En aquel tiempo, dijo Jesús: «Mis ovejas escuchan mi voz, y yo las conozco, y ellas me siguen, y yo les doy la vida eterna; no perecerán para siempre, y nadie las arrebatará de mi mano. Mi Padre, que me las ha dado, supera a todos, y nadie puede arrebatarlas de la mano del Padre. Yo y el Padre somos uno.» Juan (10,27-30)
Este domingo cuarto de pascua se celebra la Jornada Mundial de Oración por las Vocaciones. El evangelio de san Juan dedica todo el capítulo 10 a hablar de esta figura del Buen Pastor, que es Jesús mismo, y él a su vez, la presenta a los discípulos, a quienes encomienda guiar a sus seguidores, como modelo del sacerdote, que orienta y conduce al pueblo cristiano, como a las ovejas de un rebaño, con autoridad y ternura.

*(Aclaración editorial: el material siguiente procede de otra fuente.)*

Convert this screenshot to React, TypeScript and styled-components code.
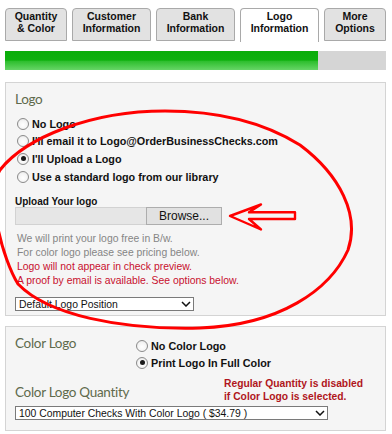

La figura del buen pastor nos gusta muy especialmente por su imagen protectora, que ya aparece en el antiguo testamento: “atiende a las madres recien paridas y lleva a los corderitos sobre sus hombros” y con bellísimos versos en el salmo 22: “en verdes praderas me apacienta, me conduce hacia fuentes tranquilas” y “aunque vaya por valles tenebrosos nada temo porque tú vas conmigo, tu vara y tu cayado me sosiegan.”
En este pasaje Jesús habla de esas ovejas que él apacienta. Dice Jesús: “Ellas escuchan mi voz, la conocen y yo las conozco a ellas. Mi padre que supera a todos me las ha dado y nadie las arrebatará de mi mano”. Escuchan su voz, es decir están expectantes a sus mandatos ,“ellas me siguen y yo les doy la vida eterna” ¿Quiénes son estas ovejas? ¿Es un grupo de escogidos?
Podemos fijarnos y meditar sobre la frase siguiente de este breve, pero condensado mensaje evangélico “Mi padre, que supera a todos, me las ha dado y nadie puede arrebatarlas de la mano del padre”.
¿Somos todos los seres humanos? Creo que sí.
Es Dios todopoderoso y creador del mundo el que nos ha puesto en los brazos amorosos de este Buen Pastor, que sanará nuestras heridas, nos recogerá tras las escapadas del redil, evitará que nos enredemos en las zarzas, que caigamos en los precipicios. A cambio tenemos que escuchar su voz, saber reconocer su llamada, distinguirla de la de tantos malos pastores ladrones, que intentan engañarnos, y, confiados, seguirle.
El Papa Francisco dice que «en estos cuatro versículos del evangelio de san Juan que hoy nos presenta la liturgia está todo el mensaje de Jesús, el núcleo central de su evangelio: Él nos llama a participar en su relación con el Padre, y ésta es la vida eterna. Jesús quiere entablar con sus amigos una relación de pertenencia recíproca en la confianza plena; en la íntima comunión”. “Si yo -sigue el papa- me siento atraído por Jesús, si su voz templa mi corazón, es gracias a Dios Padre que ha puesto dentro de mí el deseo de amor, de verdad, de vida, de belleza, porque Jesús es todo esto en plenitud.”
Pienso que, aunque parezca referido especialmente a los llamados al sacerdocio y la vida consagrada, todos los seres humanos tienen encomendada una misión; todos reciben un día una invitación a intensificar su relación con Dios, a dar un paso adelante en el camino que nos vuelve a él, al Creador.
La respuesta marcará nuestro puesto de cercanía, según la intensidad de la entrega y la humilde disponibilidad a la voluntad de Dios: “Hágase en mí según tu palabra”, dijo María, que nos da el gran ejemplo de primera cristiana, sin poner condición a lo que se le pedía.
Y Jesús termina: “Yo y el Padre somos uno”.
Ya llevamos varios pasajes del evangelio en los que Cristo quiere dejar claro que, no es sólo un mandado del Padre, sino que hace una declaración rotunda de su identificación con Dios. Nos deja una clara prueba de su divinidad, tan exahustivamente discutida en la Iglesia durante siglos.
Si este Jesús, buen pastor, atrayente, humano, cercano, dulce, perdonador, comprensivo, consecuente hasta la muerte, es el todopoderoso creador del universo, dueño y señor del tiempo y de la vida, creo que aunque haya que renunciar a alguna cosilla o cargar con algún fardo, merece la pena decir: Sí, quiero.